I can honestly say that this time around slowly but surely things are different.  

Why?  For one thing, I understand better what I need and what I need is people around me guiding me towards my goal.  Two, the truth is I feel braver.  I am more comfortable with the unfamiliar choas the swirls around the planning of this festival yet I feel the emotional and social confidence to find the right people to guide me.  

Lastly, maybe it was sort of a rock bottom moment, but I knew that I had to make this festival happen for my own sense of confidence, period.  It was that simple.  I want to work in music but don't want to go back to school and get into debt to do that.  If I want to work in this musical world that I love then I just have to make it happen around me and let the chips fall where they may.  

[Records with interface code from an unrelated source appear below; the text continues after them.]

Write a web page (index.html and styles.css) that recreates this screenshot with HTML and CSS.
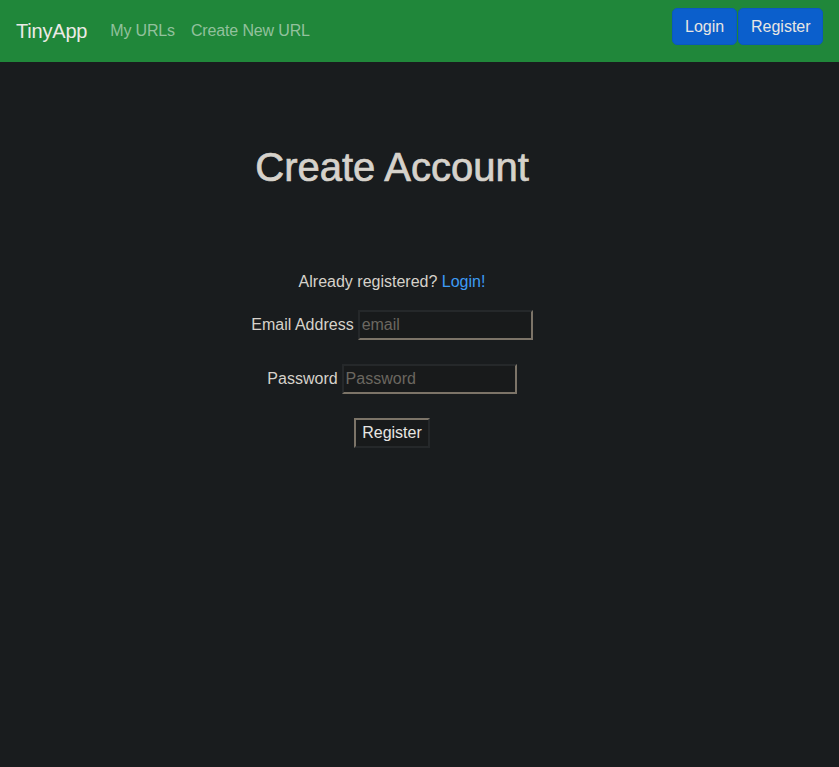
FILE: index.html
```html
<!DOCTYPE html>
<html lang="en">
<head>
<meta charset="utf-8">
<title>TinyApp - Register</title>
<link rel="stylesheet" href="styles.css">
</head>
<body>
<nav class="navbar">
  <div class="nav-left">
    <a class="brand" href="#">TinyApp</a>
    <a class="nav-link" href="#">My URLs</a>
    <a class="nav-link" href="#">Create New URL</a>
  </div>
  <div class="nav-right">
    <button class="btn-primary">Login</button>
    <button class="btn-primary">Register</button>
  </div>
</nav>
<main class="main">
  <h1 class="title">Create Account</h1>
  <p class="already">Already registered? <a href="#" class="login-link">Login!</a></p>
  <form class="form">
    <div class="row">
      <label class="label" for="email">Email Address</label>
      <input class="input" id="email" type="text" placeholder="email">
    </div>
    <div class="row">
      <label class="label" for="password">Password</label>
      <input class="input" id="password" type="password" placeholder="Password">
    </div>
    <button class="submit" type="button">Register</button>
  </form>
</main>
</body>
</html>
```
FILE: styles.css
```css
* { box-sizing: border-box; }
html, body { margin: 0; padding: 0; }
body {
  background: #191c1e;
  color: #d6d2cb;
  font-family: "Liberation Sans", Arial, sans-serif;
  font-size: 16px;
  line-height: 1.5;
  min-height: 767px;
}
.navbar {
  height: 62px;
  background: #20873a;
  display: flex;
  justify-content: space-between;
  align-items: flex-start;
  padding: 0 16px;
}
.nav-left {
  display: flex;
  align-items: center;
  height: 62px;
}
.brand {
  color: #eceae6;
  font-size: 20px;
  letter-spacing: -0.2px;
  text-decoration: none;
  margin-right: 23px;
}
.nav-link {
  color: #92c19d;
  text-decoration: none;
  font-size: 16px;
  letter-spacing: -0.15px;
  margin-right: 16px;
}
.nav-right {
  display: flex;
  gap: 1px;
  padding-top: 8px;
}
.btn-primary {
  background: #0b5fcc;
  color: #e8e6e3;
  border: 1px solid #0a58c0;
  border-radius: 5px;
  font-family: inherit;
  font-size: 16px;
  height: 37px;
  padding: 0 12px;
}
.btn-primary:first-child { width: 65px; }
.btn-primary:last-child { width: 85px; }
.main {
  display: flex;
  flex-direction: column;
  align-items: center;
  margin-right: 55px;
}
.title {
  font-size: 40px;
  font-weight: 500;
  line-height: 48px;
  margin: 81px 0 79px;
  color: #d6d2cb;
  -webkit-text-stroke: 0.7px #d6d2cb;
}
.already {
  margin: 0;
  line-height: 24px;
}
.login-link {
  color: #3d9bf5;
  text-decoration: none;
}
.form {
  display: flex;
  flex-direction: column;
  align-items: center;
}
.row {
  display: flex;
  align-items: center;
  gap: 4px;
  margin-top: 16px;
  margin-bottom: 8px;
  height: 30px;
}
.row + .row { margin-top: 16px; }
.label { color: #d6d2cb; }
.input {
  width: 175px;
  height: 30px;
  background: #181a1b;
  color: #d6d2cb;
  border: 2px solid;
  border-color: #25282a #7c7468 #7c7468 #25282a;
  font-family: inherit;
  font-size: 16px;
  padding: 1px 2px;
  outline: none;
}
.input::placeholder { color: #6b6760; }
.submit {
  margin-top: 16px;
  background: #181a1b;
  color: #e8e6e3;
  border: 2px solid;
  border-color: #7c7468 #25282a #25282a #7c7468;
  font-family: inherit;
  font-size: 16px;
  height: 30px;
  padding: 0 6px;
}
```
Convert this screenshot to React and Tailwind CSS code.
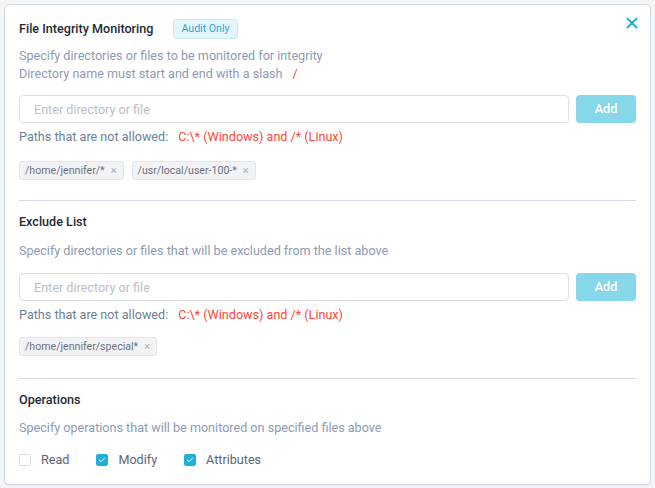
import { X, Check } from 'lucide-react';

const FONT = { fontFamily: 'Roboto, "Liberation Sans", sans-serif' };

function PathTag({ label }) {
  return (
    <span className="inline-flex h-[19px] items-center gap-[6px] rounded-[3px] border border-[#e2e5ea] bg-[#f1f3f6] pl-[5px] pr-[6px] text-[10.6px] text-[#6a717d]">
      {label}
      <span className="text-[11px] leading-none text-[#a9aeb7]">×</span>
    </span>
  );
}

function PathInput({ top }) {
  return (
    <div className={`${top} flex gap-[7px]`}>
      <input
        type="text"
        placeholder="Enter directory or file"
        className="h-[28px] flex-1 rounded-[4px] border border-[#dcdfe6] bg-white px-[14px] text-[12.6px] text-[#4b5565] placeholder:text-[#b9bec8] focus:outline-none"
      />
      <button
        type="button"
        className="h-[28px] w-[60px] rounded-[4px] bg-[#87d7eb] text-[12.6px] font-medium text-white"
      >
        Add
      </button>
    </div>
  );
}

function NotAllowed({ top }) {
  return (
    <p className={`${top} text-[12.6px] leading-[18px] text-[#6c7f99]`}>
      Paths that are not allowed:
      <span className="ml-[10px] text-[#f4493e]">C:\* (Windows) and /* (Linux)</span>
    </p>
  );
}

function Checkbox({ label, checked }) {
  return (
    <label className="flex items-center gap-[10px] text-[12.6px] text-[#5c6577]">
      <span
        className={
          checked
            ? 'flex h-[12px] w-[12px] items-center justify-center rounded-[2px] bg-[#1eb0d8]'
            : 'h-[12px] w-[12px] rounded-[2px] border border-[#d6dae2] bg-white'
        }
      >
        {checked && <Check className="h-[8px] w-[8px] text-white" strokeWidth={3} />}
      </span>
      {label}
    </label>
  );
}

export default function App() {
  return (
    <div className="min-h-[488px] bg-[#f3f5f9] p-[4px]" style={FONT}>
      <div className="rounded-[5px] border border-[#d3dbe6] bg-white px-[14px] pb-[15px] pt-[14px] shadow-[0_1px_2px_rgba(0,0,0,0.06)]">
        {/* Header */}
        <div className="flex h-[20px] items-center">
          <h2 className="text-[12.6px] font-medium text-[#1f2a37]">File Integrity Monitoring</h2>
          <span className="ml-[20px] inline-flex h-[20px] items-center rounded-[3px] border border-[#c3ebf6] bg-[#e4f6fb] px-[7px] text-[10.6px] text-[#2aa8d0]">
            Audit Only
          </span>
          <button type="button" className="ml-auto mr-[-5px] mt-[-5px] self-start text-[#1fb2da]">
            <X className="h-[18px] w-[18px]" strokeWidth={2.5} />
          </button>
        </div>

        <div className="mt-[8px] text-[12.6px] leading-[18px] text-[#8d9bb4]">
          <p>Specify directories or files to be monitored for integrity</p>
          <p>
            Directory name must start and end with a slash
            <span className="ml-[10px] text-[#f4493e]">/</span>
          </p>
        </div>

        <PathInput top="mt-[12px]" />
        <NotAllowed top="mt-[5px]" />

        <div className="mt-[15px] flex gap-[8px]">
          <PathTag label="/home/jennifer/*" />
          <PathTag label="/usr/local/user-100-*" />
        </div>

        <div className="mt-[20px] border-t border-[#d3dbe5]" />

        {/* Exclude list */}
        <h3 className="mt-[12px] text-[12.6px] font-medium leading-[18px] text-[#1f2a37]">Exclude List</h3>
        <p className="mt-[11px] text-[12.6px] leading-[18px] text-[#8d9bb4]">
          Specify directories or files that will be excluded from the list above
        </p>

        <PathInput top="mt-[13px]" />
        <NotAllowed top="mt-[5px]" />

        <div className="mt-[13px] flex gap-[8px]">
          <PathTag label="/home/jennifer/special*" />
        </div>

        <div className="mt-[22px] border-t border-[#d3dbe5]" />

        {/* Operations */}
        <h3 className="mt-[12px] text-[12.6px] font-medium leading-[18px] text-[#1f2a37]">Operations</h3>
        <p className="mt-[10px] text-[12.6px] leading-[18px] text-[#8d9bb4]">
          Specify operations that will be monitored on specified files above
        </p>

        <div className="mt-[14px] flex h-[18px] items-center gap-[27px]">
          <Checkbox label="Read" />
          <Checkbox label="Modify" checked />
          <Checkbox label="Attributes" checked />
        </div>
      </div>
    </div>
  );
}
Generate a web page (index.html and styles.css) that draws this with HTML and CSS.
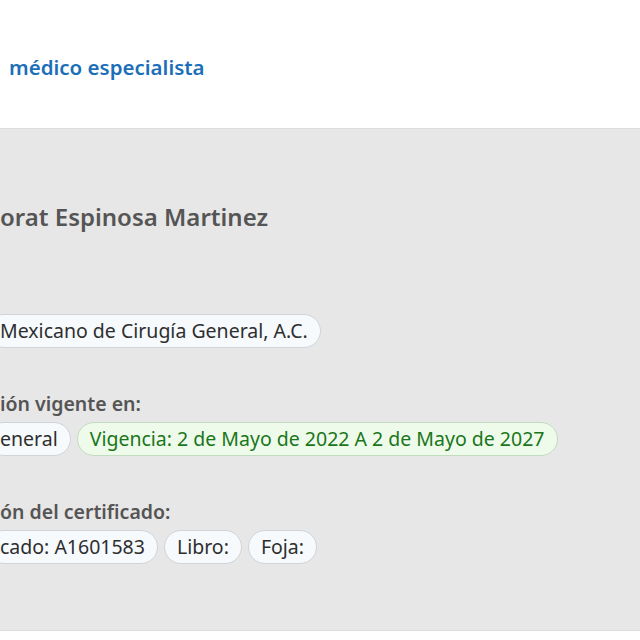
FILE: index.html
```html
<!DOCTYPE html>
<html lang="es">
  <head>
    <meta charset="UTF-8" />
    <meta name="viewport" content="width=device-width, initial-scale=1.0" />
    <title>médico especialista</title>
    <link rel="stylesheet" href="styles.css">
  </head>
  <body>
    <header class="top">
      <h1 class="top-title">médico especialista</h1>
    </header>

    <main class="profile">
      <h2 class="doctor-name">orat Espinosa Martinez</h2>

      <div class="field field-nolabel">
        <div class="pills">
          <span class="pill">Mexicano de Cirugía General, A.C.</span>
        </div>
      </div>

      <div class="field">
        <h3 class="field-label">ión vigente en:</h3>
        <div class="pills">
          <span class="pill">eneral</span>
          <span class="pill pill-valid">Vigencia: 2 de Mayo de 2022 A 2 de Mayo de 2027</span>
        </div>
      </div>

      <div class="field">
        <h3 class="field-label">ón del certificado:</h3>
        <div class="pills">
          <span class="pill">cado: A1601583</span>
          <span class="pill">Libro:</span>
          <span class="pill">Foja:</span>
        </div>
      </div>
    </main>
  </body>
</html>
```
FILE: styles.css
```css
body {
  margin: 0;
  padding: 0;
  background: #fff;
  font-family: "Noto Sans", "Open Sans", sans-serif;
  overflow: hidden;
}

.top {
  height: 128px;
  display: flex;
  align-items: center;
  padding-left: 9px;
  border-bottom: 1px solid #dcdcdc;
}

.top-title {
  margin: 0;
  padding-top: 6px;
  font-size: 20.5px;
  font-weight: 600;
  color: #1b6fb8;
  white-space: nowrap;
}

.profile {
  background: #e7e7e7;
  padding: 72px 0 66px;
  border-bottom: 1px solid #dcdcdc;
}

.doctor-name {
  margin: 0 0 50px 0;
  font-size: 24px;
  line-height: 32px;
  font-weight: 600;
  color: #555;
  white-space: nowrap;
}

.field {
  margin-bottom: 43px;
}

/* same height as a field with a label line above */
.field-nolabel {
  padding-top: 26px;
}

.field:last-child {
  margin-bottom: 0;
}

.field-label {
  margin: 0;
  font-size: 19.5px;
  line-height: 26px;
  font-weight: 600;
  color: #555;
  white-space: nowrap;
}

/* first pill of each row starts past the left edge */
.pills {
  display: flex;
  gap: 6px;
  margin-top: 5px;
  margin-left: -13px;
  white-space: nowrap;
}

.pill {
  display: inline-block;
  padding: 4px 12px;
  font-size: 19.5px;
  line-height: 24px;
  color: #2e2e2e;
  background: #f6fafd;
  border: 1px solid #d0d4d8;
  border-radius: 20px;
}

.pill-valid {
  color: #1a761a;
  background: #eefbeb;
  border-color: #c2dcbf;
}
```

This week has been wonderfully productive in moving the festival forward.  I've:
  • written a press release (with guidance from a press experienced friend) and sent it out.
  • created a grid that lays out the basic organization for the day's events.  Did that myself!  Not easy.
  •  communicated with two local government officials to solicit their guidance and support.
  • contacted a local web design company for a quote and
  • scheduled a day for creating a fundraising video.
This event finally feels real to me.  
  

Tuesday, January 8, 2013

The Planning Has Begun

For readers of this blog, you may remember from a previous post that I am putting on a music festival in May.  

This is the most, "fake it 'til you make it" thing I have every done.  

My first act in fakery was last night when out of sheer need to create order out of chaos I created a drive folder in Google with the following folders in alpha order:
  1. Accounting
  2. Advertising
  3. Communications to local businesses
  4. Fundraising
  5. Marketing
  6. Permits
  7. Porchfest Articles
  8. Music Submissions
  9. Post-show Assessment
  10. Post-show Celebration
  11. Post-show Clean up
  12. Press
  13. Streets and Porches Maps
  14. Tchotchkes
  15. Website
I also created this list because today I will be meeting with an older friend who has been booking music acts for years.  She is one of the lovely people who has offered guidance to me and I want to come prepared.  

I have no grand insights in this post but wanted to share with you where I am in this very intimidating yet exciting process.